Dans cette affaire, la CSC a conclu que permettre à MNS d’affirmer dans la requête de 2021 qu’il y avait manquement à l’obligation de consulter, même si l’action de 1994 a été suspendue, ne constituait pas un abus de procédure. Afin de statuer sur la requête de 2021, un tribunal doit déterminer si la Province est obligée de consulter MNS au sujet de l’impact des permis d’exploration sur le titre ancestral et les droits ancestraux de récolte commerciale qu’elle revendique. Pour répondre à cette question, un tribunal doit déterminer si la Couronne a une connaissance réelle ou implicite de l’existence potentielle d’un droit ou d’un titre ancestral et envisage de prendre des mesures susceptibles d’avoir un effet préjudiciable sur celui-ci. L’état de l’action de 1994 n’est pas déterminant sur la question de savoir si la Province a été avisée de manière régulière de la revendication avancée par MNS, car l’action de 1994 n’est que le véhicule juridique qu’a choisi MNS pour faire valoir sa revendication à l’égard des droits et du titre. Bien qu’un délai excessif puisse constituer un abus de procédure dans certaines circonstances, la doctrine doit viser à préserver l’intégrité des fonctions juridictionnelles des tribunaux.
La CSC a constaté qu’il y avait chevauchement entre l’action de 2020 et la requête de 2021, étant donné que cette dernière représente un cas particulier de la question générale concernant l’obligation de consulter soulevée dans l’action de 2020. Cependant, la CSC a estimé qu’un tel chevauchement ne soulevait pas de préoccupations au sujet de l’intégrité du processus juridictionnel ou d’autres principes fondamentaux comme la cohérence, le caractère définitif des instances ou l’économie des ressources judiciaires. Selon la CSC, la requête de 2021 constitue pour MNS un mécanisme approprié afin de contester les permis et de solliciter une réparation intérimaire pour la violation potentielle du titre ancestral et des droits ancestraux de récolte commerciale qu’elle revendique. Par conséquent, la doctrine de l’abus de procédure ne s’opposait pas à la requête de 2021. La Cour a estimé que, même s’il y avait possibilité de résultats incompatibles si l’action de 2020 et la requête de 2021 continuaient d’être instruites en parallèle et aboutissaient à des réponses différentes quant à la question de savoir si la Province est tenue à une obligation de consulter au sujet du titre ancestral et des droits ancestraux de récolte commerciale, la gestion de l’instance pourrait constituer un meilleur moyen de parer à cette incompatibilité potentielle que la radiation des actes de procédure. Un exemple de cela serait l’ajournement de la requête de 2021.
Points à retenir
La décision confirme que les communautés autochtones peuvent demander une révision judiciaire de certaines décisions de la Couronne sur la base de l’obligation de consultation, tout en plaidant l’existence des droits ou des titres qu’elles revendiquent, qui sont le fondement de l’obligation de consultation de la Couronne.
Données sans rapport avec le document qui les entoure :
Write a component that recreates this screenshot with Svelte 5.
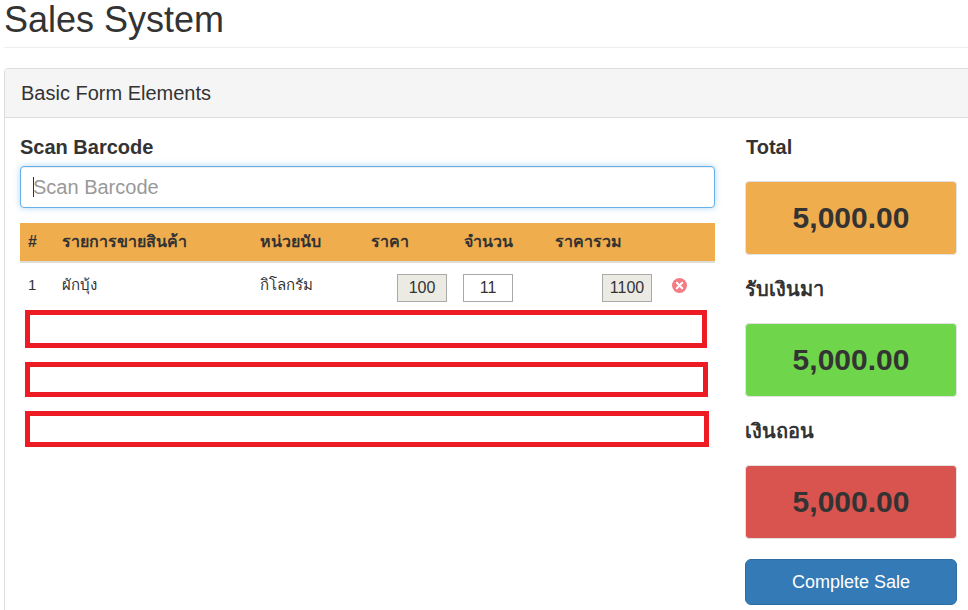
<script>
  const columns = ['#', 'รายการขายสินค้า', 'หน่วยนับ', 'ราคา', 'จำนวน', 'ราคารวม', ''];
  const totals = [
    { label: 'Total', tone: 'orange', latin: true },
    { label: 'รับเงินมา', tone: 'green', latin: false },
    { label: 'เงินถอน', tone: 'red', latin: false }
  ];
</script>

<div class="page">
  <h1>Sales System</h1>
  <section class="panel">
    <header class="panel-heading">Basic Form Elements</header>
    <div class="panel-body">
      <div class="main">
        <label class="field-label" for="barcode">Scan Barcode</label>
        <div class="scan">
          <input id="barcode" type="text" placeholder="Scan Barcode" />
          <span class="caret"></span>
        </div>
        <table>
          <colgroup>
            <col class="c1" /><col class="c2" /><col class="c3" /><col class="c4" /><col class="c5" /><col class="c6" /><col />
          </colgroup>
          <thead>
            <tr>
              {#each columns as c}<th>{c}</th>{/each}
            </tr>
          </thead>
          <tbody>
            <tr>
              <td>1</td>
              <td>ผักบุ้ง</td>
              <td>กิโลกรัม</td>
              <td class="right"><input class="cell readonly price" value="100" readonly /></td>
              <td><input class="cell qty" value="11" /></td>
              <td class="right"><input class="cell readonly" value="1100" readonly /></td>
              <td class="remove">
                <svg width="15" height="15" viewBox="0 0 15 15" aria-label="remove">
                  <circle cx="7.5" cy="7.5" r="7.5" fill="#f47c84" />
                  <path d="M4.8 4.8l5.4 5.4M10.2 4.8l-5.4 5.4" stroke="#fff" stroke-width="2" stroke-linecap="round" />
                </svg>
              </td>
            </tr>
          </tbody>
        </table>
      </div>
      <aside class="side">
        {#each totals as t}
          <div class="total-label" class:latin={t.latin}>{t.label}</div>
          <div class="total-box {t.tone}">5,000.00</div>
        {/each}
        <button type="button">Complete Sale</button>
      </aside>
    </div>
  </section>
  <div class="mark m1"></div>
  <div class="mark m2"></div>
  <div class="mark m3"></div>
</div>

<style>
  :global(body) {
    margin: 0;
    overflow: hidden;
    background: #fff;
  }
  .page {
    position: relative;
    width: 968px;
    height: 610px;
    overflow: hidden;
    box-sizing: border-box;
    padding-left: 4px;
    font-family: "Liberation Sans", "Noto Sans", "DejaVu Sans", sans-serif;
    color: #333;
  }
  h1 {
    margin: 0 0 20px;
    height: 47px;
    box-sizing: content-box;
    border-bottom: 1px solid #eee;
    font-size: 36px;
    font-weight: 400;
    line-height: 39px;
  }
  .panel {
    width: 1000px;
    height: 560px;
    box-sizing: border-box;
    border: 1px solid #ddd;
    border-radius: 4px;
  }
  .panel-heading {
    height: 48px;
    box-sizing: content-box;
    padding-left: 16px;
    background: #f5f5f5;
    border-bottom: 1px solid #ddd;
    border-radius: 3px 3px 0 0;
    font-size: 20px;
    line-height: 48px;
  }
  .panel-body {
    display: flex;
    padding: 15px;
    gap: 30px;
  }
  .main {
    width: 695px;
    flex: none;
  }
  .field-label {
    display: block;
    height: 33px;
    font-size: 20px;
    font-weight: 700;
    line-height: 28px;
  }
  .scan {
    position: relative;
    height: 42px;
  }
  #barcode {
    width: 100%;
    height: 42px;
    box-sizing: border-box;
    padding: 0 12px;
    border: 1px solid #66afe9;
    border-radius: 4px;
    outline: none;
    box-shadow: inset 0 1px 1px rgba(0, 0, 0, 0.075), 0 0 6px rgba(102, 175, 233, 0.5);
    font: 20px "Liberation Sans", sans-serif;
    color: #555;
  }
  #barcode::placeholder {
    color: #999;
    opacity: 1;
  }
  .caret {
    position: absolute;
    left: 13px;
    top: 11px;
    width: 1px;
    height: 20px;
    background: #333;
  }
  table {
    width: 100%;
    margin-top: 15px;
    border-collapse: collapse;
    table-layout: fixed;
    font-size: 15px;
  }
  .c1 { width: 34px; }
  .c2 { width: 198px; }
  .c3 { width: 111px; }
  .c4 { width: 93px; }
  .c5 { width: 91px; }
  .c6 { width: 113px; }
  th {
    height: 38px;
    padding: 0 8px;
    box-sizing: content-box;
    background: #f0ad4e;
    border-bottom: 2px solid #ddd;
    text-align: left;
    font-size: 16px;
    font-weight: 700;
    line-height: 20px;
  }
  td {
    height: 46px;
    padding: 0 8px;
    vertical-align: top;
    line-height: 20px;
    padding-top: 12px;
    box-sizing: border-box;
  }
  td.right {
    text-align: right;
  }
  .cell {
    display: inline-block;
    width: 50px;
    height: 28px;
    margin-top: -1px;
    box-sizing: border-box;
    padding: 0 1px;
    border: 1px solid #a9a9a9;
    background: #fff;
    font: 16px "Liberation Sans", sans-serif;
    color: #333;
    text-align: center;
    vertical-align: top;
  }
  .cell.readonly {
    background: #ebebe4;
  }
  .cell.price {
    margin-right: 1px;
  }
  .cell.qty {
    margin-left: -1px;
  }
  td.remove {
    padding: 15px 0 0 12px;
  }
  .side {
    width: 212px;
    flex: none;
  }
  .total-label {
    height: 48px;
    font-size: 20px;
    font-weight: 700;
    line-height: 28px;
  }
  .total-label.latin {
    padding-left: 1px;
  }
  .total-box {
    height: 74px;
    margin-bottom: 20px;
    box-sizing: border-box;
    border: 1px solid #e3e3e3;
    border-radius: 4px;
    font-size: 30px;
    font-weight: 700;
    line-height: 71px;
    text-align: center;
  }
  .orange { background: #f0ad4e; }
  .green { background: #6fd64b; }
  .red { background: #d9534f; }
  button {
    display: block;
    width: 212px;
    height: 46px;
    padding: 0;
    border: 1px solid #2e6da4;
    border-radius: 6px;
    background: #337ab7;
    color: #fff;
    font: 18px "Liberation Sans", sans-serif;
  }
  .mark {
    position: absolute;
    box-sizing: border-box;
    border: 5px solid #ed1c24;
  }
  .m1 { left: 25px; top: 310px; width: 682px; height: 38px; }
  .m2 { left: 25px; top: 362px; width: 683px; height: 35px; }
  .m3 { left: 25px; top: 411px; width: 684px; height: 36px; }
</style>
En outre, la décision précise que des procédures judiciaires multiples liées aux mêmes revendications autochtones ne portent pas automatiquement atteinte à la doctrine de l’abus de procédure.
Toutefois, la Cour a reconnu que l’incompatibilité de décisions constituait toujours une préoccupation et que les processus juridictionnels, tels que la gestion des instances, devaient être utilisés pour promouvoir des principes tels que l’économie des ressources judiciaires, le caractère définitif des instances et l’intégrité de l’administration de la justice, dans le cas des procédures qui sont susceptibles de se chevaucher et qui risquent d’aboutir à des résultats incompatibles.